Developing this tiny sliver of land, which would impact
but two thousand acres (the size of a regional airport) of the
20-million acre refuge, could yield up to 16 billion barrels of
oil. This would equate to 30 years of Middle East imports, and
possibly more.
(The North Slope, originally thought to contain nine
billion barrels of oil, has to date produced 13 billion barrels.) With
new technology, production could occur sooner than expected. While the
last major Arctic oil field took just seven years to bring on line, companies
project it can be done in five years—assuming no delaying lawsuits—as
opposed to the ten years claimed by development opponents.
America’s Environmentalists: More than 75% of
Alaskans support careful energy exploration in ANWR, including the Inupiat
Eskimos who live in ANWR’s coastal plain and have been stewards of the
land for centuries. They’ve seen the Prudhoe Bay caribou herds grow nine
times larger in the 34 years since oil was discovered there, and the environment
negligibly affected. They’ve seen oil produced under the world’s strictest
environmental standards, and Alaskans would have it no other way. (Some
Canadian and Alaskan Gwich’in Indians, who live outside the Refuge, opposed
ANWR exploration only after Exxon and BP let their leases on Gwich’in
tribal lands expire.)
Oil and Gas vs. Wind and Solar Energy:
A nationally organized advocacy effort seeks to prohibit oil and gas
exploration in key prospective areas. Proponents favor using renewable
energy resources instead, particularly wind and solar systems, believing
they are more environmentally benign and less polluting. While increased
use of home solar systems would likely be well received by communities,
their cost (about $20,000 for a 2,000 sq. ft. home) is out of reach for
typical homeowners. At the community level, it would be difficult to overstate
the complexities of siting, permitting, legal challenges and construction
problems associated with large commercial wind or solar installations.
Paul K. Driessen of Fairfax, Virginia calculates that
producing 50 megawatts of electricity from photovoltaics would mean covering
1,000 acres with solar panels.
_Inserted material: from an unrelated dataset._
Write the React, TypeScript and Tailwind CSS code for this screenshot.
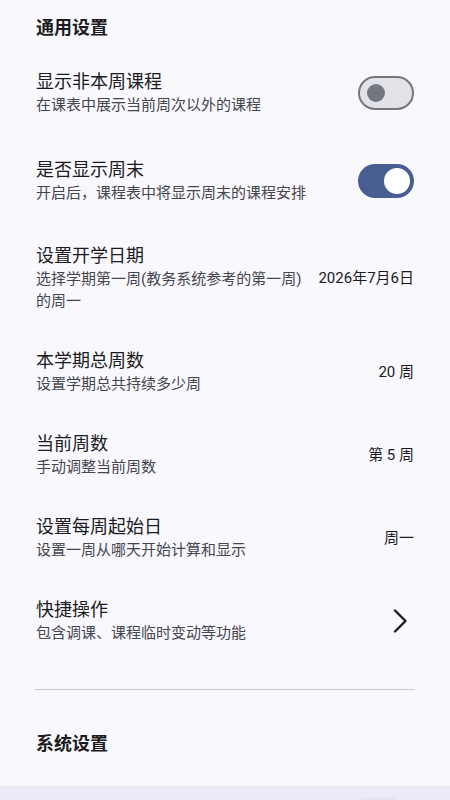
const font = "font-['Roboto','Noto_Sans_CJK_SC',sans-serif]"

function Toggle({ on }: { on: boolean }) {
  if (on) {
    return (
      <div className="flex h-[34px] w-[56px] shrink-0 items-center justify-end rounded-full bg-[#485d92] pr-[4px]">
        <div className="h-[26px] w-[26px] rounded-full bg-white" />
      </div>
    )
  }
  return (
    <div className="flex h-[34px] w-[56px] shrink-0 items-center rounded-full border-2 border-[#74777f] bg-[#e2e2e9] pl-[7px]">
      <div className="h-[18px] w-[18px] rounded-full bg-[#74777f]" />
    </div>
  )
}

function Chevron() {
  return (
    <svg width="16" height="24" viewBox="0 0 16 24" fill="none" className="mr-[6px] shrink-0">
      <path d="M3 1.5 L13.5 12 L3 22.5" stroke="#1b1b21" strokeWidth="2.4" strokeLinecap="round" strokeLinejoin="round" />
    </svg>
  )
}

type Row = {
  title: string
  sub: string
  right: React.ReactNode
  tall?: boolean
}

function SettingRow({ title, sub, right, tall }: Row) {
  return (
    <div className={`flex items-center gap-4 px-9 ${tall ? "pt-5 pb-[22px]" : "pt-[18px] pb-[19px]"}`}>
      <div className="flex min-w-0 flex-1 flex-col">
        <div className="text-[18px] leading-6 text-[#1b1b21]">{title}</div>
        <div className="text-[15px] leading-[22px] text-[#44464f]">{sub}</div>
      </div>
      {right}
    </div>
  )
}

function Value({ children }: { children: React.ReactNode }) {
  return <div className="shrink-0 text-[15px] leading-[22px] text-[#1b1b21]">{children}</div>
}

export default function App() {
  const rows: Row[] = [
    { title: "显示非本周课程", sub: "在课表中展示当前周次以外的课程", right: <Toggle on={false} />, tall: true },
    { title: "是否显示周末", sub: "开启后，课程表中将显示周末的课程安排", right: <Toggle on />, tall: true },
    { title: "设置开学日期", sub: "选择学期第一周(教务系统参考的第一周)的周一", right: <Value>2026年7月6日</Value> },
    { title: "本学期总周数", sub: "设置学期总共持续多少周", right: <Value>20 周</Value> },
    { title: "当前周数", sub: "手动调整当前周数", right: <Value>第 5 周</Value> },
    { title: "设置每周起始日", sub: "设置一周从哪天开始计算和显示", right: <Value>周一</Value> },
    { title: "快捷操作", sub: "包含调课、课程临时变动等功能", right: <Chevron /> },
  ]

  return (
    <div className={`flex h-[800px] w-[450px] flex-col overflow-hidden bg-[#f9f8fd] ${font}`}>
      <div className="px-9 pt-4 pb-[10px] text-[18px] font-bold leading-6 text-[#1b1b21]">通用设置</div>

      {rows.map((r) => (
        <SettingRow key={r.title} {...r} />
      ))}

      <div className="mx-[35px] mt-[26px] h-px bg-[#cbcad1]" />

      <div className="px-9 pt-[42px] text-[18px] font-bold leading-6 text-[#1b1b21]">系统设置</div>

      {/* bottom sheet edge */}
      <div className="mt-auto flex h-[14px] justify-end border-t border-[#e6e5f0] bg-[#ebeaf6] pr-[53px]">
        <div className="mt-[11px] h-[3px] w-[37px] rounded-t bg-[#e4e3f1]" />
      </div>
    </div>
  )
}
To produce the same amount of electricity
with wind towers (100-200 feet high) would require some 4,000 acres.
By comparison, less than half an acre would be required to produce
50 megawatts of electricity from oil, or 2 to 5 acres for natural
gas.
The noise, access roads, visual blight and wildlife impacts
from wind turbines would be unacceptable to nearby residents. To transmit
electricity to urban areas, wind and solar farms would have to be linked
to miles of high-tension power lines; and fossil-fuel generators would
still be required to supplement intermittent power generation.
Access: With projected energy shortfalls, access
to public lands is critical for fossil fuel exploration, production and
pipelines, as well as for staging areas for wind, solar and other non-fuel
resources. Americans are now recognizing the need for choices among a
combination of all energy resources that, along with energy conservation,
will assure progress and prosperity over coming decades.